AIM OF THE EXERCISE
Find the string "this" in the data, then copy every line where it is found.

--- start ---

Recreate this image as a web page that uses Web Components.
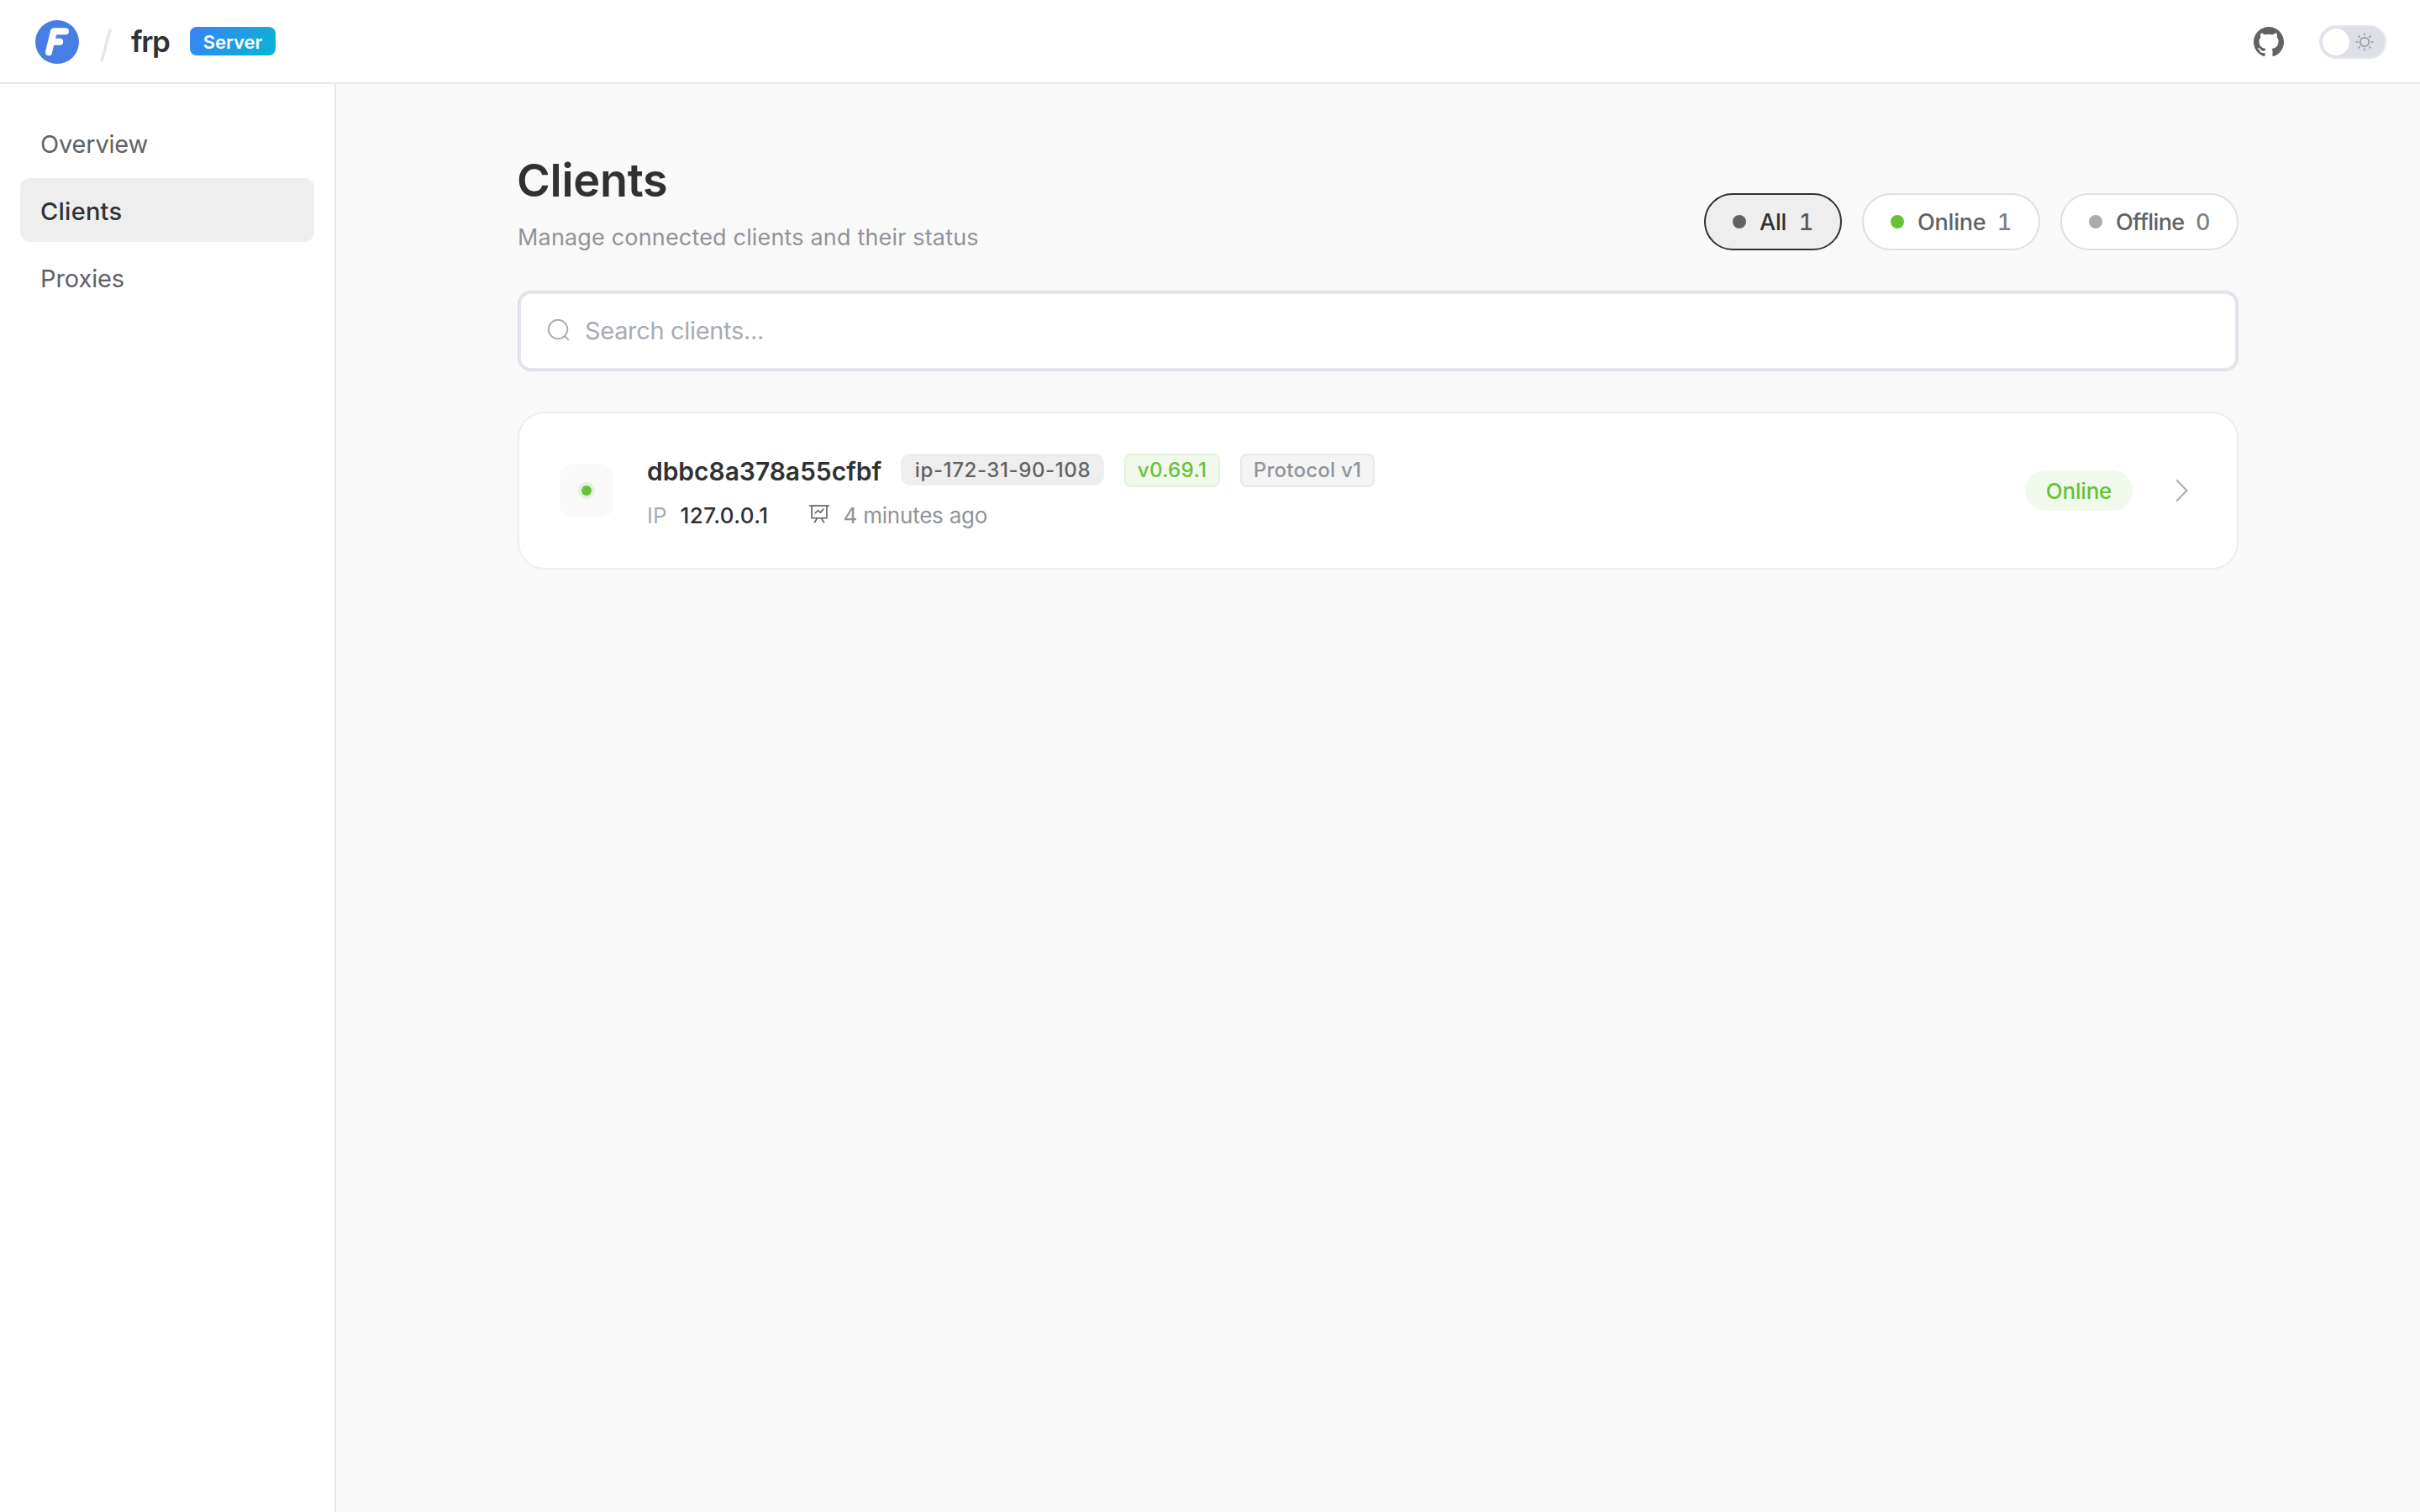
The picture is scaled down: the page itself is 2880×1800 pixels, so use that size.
<!DOCTYPE html>
<html lang="en">
<head>
	<meta charset="utf-8">
	<title>frp server</title>
	<style>
		html, body { height: 100%; }
		body {
			background: #f9f9f9;
			color: #303133;
			font-family: Inter, "Liberation Sans", sans-serif;
			font-size: 28px;
			margin: 0;
			overflow: hidden;
		}
	</style>
</head>
<body>
	<frp-app>
		<frp-header slot="header" name="frp" badge="Server"></frp-header>
		<nav-item slot="nav" style="letter-spacing: -0.2px">Overview</nav-item>
		<nav-item slot="nav" active style="letter-spacing: 0.25px">Clients</nav-item>
		<nav-item slot="nav" style="letter-spacing: -0.1px">Proxies</nav-item>
		<page-head>
			<span slot="title">Clients</span>
			<span slot="subtitle">Manage connected clients and their status</span>
			<filter-pill count="1" active style="--dot: #606266; width: 164px">All</filter-pill>
			<filter-pill count="1" style="--dot: #67c23a; width: 212px">Online</filter-pill>
			<filter-pill count="0" style="--dot: #a8abb2; width: 212px; letter-spacing: -0.6px">Offline</filter-pill>
		</page-head>
		<search-box>Search clients...</search-box>
		<client-card>
			<span slot="name">dbbc8a378a55cfbf</span>
			<client-tag slot="tags" kind="host" style="width: 242px; letter-spacing: 0.6px">ip-172-31-90-108</client-tag>
			<client-tag slot="tags" kind="success" style="width: 114px; letter-spacing: 0.36px">v0.69.1</client-tag>
			<client-tag slot="tags" kind="info" style="width: 160px; letter-spacing: 0.26px">Protocol v1</client-tag>
			<span slot="ip">127.0.0.1</span>
			<span slot="seen">4 minutes ago</span>
			<span slot="status">Online</span>
		</client-card>
	</frp-app>
	<script>
		"use strict";
		(function() {
			const define = (name, html) => {
				window.customElements.define(name, class extends HTMLElement {
					constructor() {
						super();
						const shadow = this.attachShadow({ mode: "open" });
						shadow.innerHTML = typeof html === "function" ? html(this) : html;
					}
				});
			};

			define("frp-app", `
				<style>
					:host {
						display: flex;
						flex-direction: column;
						height: 100vh;
					}
					.body {
						display: flex;
						flex: 1;
						min-height: 0;
					}
					nav {
						background: #fff;
						border-right: 2px solid #e4e7ed;
						box-sizing: border-box;
						display: flex;
						flex-direction: column;
						gap: 4px;
						padding: 32px 24px;
						width: 400px;
					}
					main {
						display: flex;
						flex: 1;
						justify-content: center;
						padding-top: 80px;
					}
					.content {
						display: flex;
						flex-direction: column;
						gap: 48px;
						width: 2048px;
					}
				</style>
				<slot name="header"></slot>
				<div class="body">
					<nav><slot name="nav"></slot></nav>
					<main><div class="content"><slot></slot></div></main>
				</div>
			`);

			define("theme-switch", `
				<style>
					:host {
						align-items: center;
						background: #dcdfe6;
						border: 2px solid #e4e7ed;
						border-radius: 20px;
						box-sizing: border-box;
						display: flex;
						height: 40px;
						justify-content: space-between;
						padding: 0 12px 0 2px;
						width: 80px;
					}
					.knob {
						background: #fff;
						border-radius: 50%;
						height: 32px;
						width: 32px;
					}
					svg {
						fill: none;
						height: 24px;
						stroke: #909399;
						stroke-linecap: round;
						stroke-width: 64;
						width: 24px;
					}
				</style>
				<span class="knob"></span>
				<svg viewBox="0 0 1024 1024">
					<circle cx="512" cy="512" r="224"/>
					<path d="M512 96v64M512 864v64M96 512h64M864 512h64M218 218l45 45M761 761l45 45M218 806l45-45M761 263l45-45"/>
				</svg>
			`);

			define("frp-header", el => `
				<style>
					:host {
						align-items: center;
						background: #fff;
						border-bottom: 2px solid #e4e7ed;
						box-sizing: border-box;
						display: flex;
						height: 100px;
						padding: 0 40px 0 42px;
					}
					.logo { height: 52px; margin-top: 2px; width: 52px; }
					.slash {
						color: #e4e7ed;
						font-size: 44px;
						font-weight: 400;
						line-height: 54px;
						margin: 6px 0 0 24px;
						width: 38px;
					}
					.name {
						font-size: 35px;
						font-weight: 600;
						letter-spacing: -1.4px;
						line-height: 50px;
						width: 70px;
					}
					.badge {
						background: linear-gradient(135deg, #3b82f6, #06b6d4);
						border-radius: 8px;
						box-sizing: border-box;
						color: #fff;
						font-size: 22px;
						font-weight: 600;
						height: 34px;
						line-height: 34px;
						padding-top: 1px;
						text-align: center;
						width: 102px;
					}
					.tools {
						align-items: center;
						display: flex;
						gap: 42px;
						margin: 2px 0 0 auto;
					}
					.github { fill: #606266; height: 36px; width: 36px; }
				</style>
				<svg class="logo" viewBox="0 0 52 52">
					<circle cx="26" cy="26" r="26" fill="#477ee5"/>
					<path d="M36 13.2H22L16 38.3M19.5 25.7H29.2" fill="none" stroke="#fff" stroke-width="8" stroke-linecap="round" stroke-linejoin="round"/>
				</svg>
				<span class="slash">/</span>
				<span class="name">${el.getAttribute("name")}</span>
				<span class="badge">${el.getAttribute("badge")}</span>
				<div class="tools">
					<svg class="github" viewBox="0 0 16 16">
						<path d="M8 0C3.58 0 0 3.58 0 8c0 3.54 2.29 6.53 5.47 7.59.4.07.55-.17.55-.38 0-.19-.01-.82-.01-1.49-2.01.37-2.53-.49-2.69-.94-.09-.23-.48-.94-.82-1.13-.28-.15-.68-.52-.01-.53.63-.01 1.08.58 1.23.82.72 1.21 1.87.87 2.33.66.07-.52.28-.87.51-1.07-1.78-.2-3.64-.89-3.64-3.95 0-.87.31-1.59.82-2.15-.08-.2-.36-1.02.08-2.12 0 0 .67-.21 2.2.82.64-.18 1.32-.27 2-.27s1.36.09 2 .27c1.53-1.04 2.2-.82 2.2-.82.44 1.1.16 1.92.08 2.12.51.56.82 1.27.82 2.15 0 3.07-1.87 3.75-3.65 3.95.29.25.54.73.54 1.48 0 1.07-.01 1.93-.01 2.2 0 .21.15.46.55.38A8.01 8.01 0 0 0 16 8c0-4.42-3.58-8-8-8z"/>
					</svg>
					<theme-switch></theme-switch>
				</div>
			`);

			define("nav-item", `
				<style>
					:host {
						border-radius: 12px;
						box-sizing: border-box;
						color: #606266;
						display: block;
						font-size: 29px;
						height: 76px;
						line-height: 76px;
						padding: 2px 24px 0;
					}
					:host([active]) {
						background: #eee;
						color: #303133;
						font-weight: 500;
					}
				</style>
				<slot></slot>
			`);

			define("page-head", `
				<style>
					:host {
						align-items: flex-end;
						display: flex;
						justify-content: space-between;
					}
					.title {
						font-size: 54px;
						font-weight: 600;
						letter-spacing: -0.27px;
						line-height: 70px;
						margin: 0 0 17px -1px;
					}
					.subtitle {
						color: #909399;
						font-size: 27px;
						height: 31px;
						letter-spacing: 0.17px;
						line-height: 32px;
					}
					.filters { display: flex; gap: 24px; }
				</style>
				<div>
					<h1 class="title"><slot name="title"></slot></h1>
					<div class="subtitle"><slot name="subtitle"></slot></div>
				</div>
				<div class="filters"><slot></slot></div>
			`);

			define("filter-pill", el => `
				<style>
					:host {
						align-items: center;
						background: #fff;
						border: 2px solid #dcdfe6;
						border-radius: 34px;
						box-sizing: border-box;
						color: #606266;
						display: flex;
						font-size: 27px;
						font-weight: 500;
						height: 68px;
						letter-spacing: -0.2px;
						padding: 0 32px;
					}
					:host([active]) {
						background: #eee;
						border-color: #303133;
						color: #303133;
					}
					.dot {
						background: var(--dot);
						border-radius: 50%;
						height: 16px;
						margin-right: 16px;
						width: 16px;
					}
					.count {
						font-variant-numeric: tabular-nums;
						margin-left: auto;
						opacity: 0.8;
					}
				</style>
				<span class="dot"></span>
				<slot></slot>
				<span class="count">${el.getAttribute("count")}</span>
			`);

			define("search-box", `
				<style>
					:host {
						align-items: center;
						background: #fff;
						border: 2px solid #dcdfe6;
						border-radius: 16px;
						box-shadow: inset 0 0 0 2px #e4e7ed;
						box-sizing: border-box;
						color: #a8abb2;
						display: flex;
						font-size: 29px;
						gap: 16px;
						height: 96px;
						letter-spacing: -0.33px;
						padding: 0 32px 2px;
					}
					svg { fill: currentColor; height: 30px; width: 30px; }
				</style>
				<svg viewBox="0 0 1024 1024">
					<path d="m795.904 750.72 124.608 124.608a32 32 0 0 1-45.248 45.248L750.656 795.968a416 416 0 1 1 45.248-45.248zM480 832a352 352 0 1 0 0-704 352 352 0 0 0 0 704z"/>
				</svg>
				<slot></slot>
			`);

			define("client-tag", `
				<style>
					:host {
						border: 2px solid transparent;
						border-radius: 8px;
						box-sizing: border-box;
						display: block;
						font-size: 24px;
						font-weight: 500;
						height: 40px;
						line-height: 35px;
						text-align: center;
					}
					:host([kind="host"]) {
						background: #eee;
						border: 0;
						border-radius: 12px;
						color: #606266;
						height: 38px;
						line-height: 39px;
						padding-left: 1px;
					}
					:host([kind="success"]) {
						background: #f0f9eb;
						border-color: #e1f3d8;
						color: #67c23a;
					}
					:host([kind="info"]) {
						background: #f4f4f5;
						border-color: #e9e9eb;
						color: #909399;
					}
				</style>
				<slot></slot>
			`);

			define("client-card", `
				<style>
					:host {
						align-items: center;
						background: #fff;
						border: 2px solid #ebeef5;
						border-radius: 32px;
						box-sizing: border-box;
						display: flex;
						height: 188px;
						padding: 0 48px;
					}
					.icon {
						align-items: center;
						background: #f9f9f9;
						border-radius: 16px;
						display: flex;
						height: 64px;
						justify-content: center;
						margin-right: 40px;
						width: 64px;
					}
					.icon span {
						background: #67c23a;
						border-radius: 50%;
						box-shadow: 0 0 0 4px #e1f3d8;
						height: 12px;
						width: 12px;
					}
					.info {
						display: flex;
						flex: 1;
						flex-direction: column;
						gap: 16px;
					}
					.row { align-items: flex-start; display: flex; gap: 24px; }
					.name {
						font-size: 30px;
						font-weight: 600;
						letter-spacing: -0.04px;
						line-height: 42px;
						margin-bottom: -2px;
						width: 278px;
					}
					.meta {
						align-items: center;
						color: #909399;
						font-size: 26px;
						gap: 16px;
						line-height: 32px;
					}
					.meta span { padding-top: 2px; margin-bottom: -2px; }
					.label { color: #a8abb2; }
					.ip {
						color: #303133;
						font-weight: 500;
						letter-spacing: 0.4px;
						margin-right: 31px;
					}
					.meta svg { fill: #606266; height: 26px; margin-bottom: 2px; width: 26px; }
					.seen { letter-spacing: -0.22px; }
					.status {
						background: #f0f9eb;
						border-radius: 24px;
						box-sizing: border-box;
						color: #67c23a;
						font-size: 26px;
						font-weight: 500;
						height: 48px;
						letter-spacing: -0.2px;
						line-height: 48px;
						margin-right: 40px;
						padding-top: 1px;
						text-align: center;
						width: 128px;
					}
					.arrow { fill: #a8abb2; height: 36px; width: 36px; }
				</style>
				<div class="icon"><span></span></div>
				<div class="info">
					<div class="row">
						<span class="name"><slot name="name"></slot></span>
						<slot name="tags"></slot>
					</div>
					<div class="row meta">
						<span class="label">IP</span>
						<span class="ip"><slot name="ip"></slot></span>
						<svg viewBox="0 0 1024 1024">
							<path d="M359.168 768H160a32 32 0 0 1-32-32V192H64a32 32 0 0 1 0-64h896a32 32 0 1 1 0 64h-64v544a32 32 0 0 1-32 32H665.216l110.848 192h-73.856L591.36 768H433.024L322.176 960H248.32zM832 192H192v512h640zM342.656 534.656a32 32 0 1 1-45.312-45.312L444.992 341.76l125.44 94.08L679.04 300.032a32 32 0 1 1 49.92 39.936L581.632 524.224 451.008 426.24z"/>
						</svg>
						<span class="seen"><slot name="seen"></slot></span>
					</div>
				</div>
				<span class="status"><slot name="status"></slot></span>
				<svg class="arrow" viewBox="0 0 1024 1024">
					<path d="M340.864 149.312a30.592 30.592 0 0 0 0 42.752L652.736 512 340.864 831.872a30.592 30.592 0 0 0 0 42.752 29.12 29.12 0 0 0 41.728 0L714.24 534.336a32 32 0 0 0 0-44.672L382.592 149.376a29.12 29.12 0 0 0-41.728 0z"/>
				</svg>
			`);
		})();
	</script>
</body>
</html>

--- end ---

FINAL RESULT
Recreate this image as a web page that uses Web Components.
						const shadow = this.attachShadow({ mode: "open" });
						shadow.innerHTML = typeof html === "function" ? html(this) : html;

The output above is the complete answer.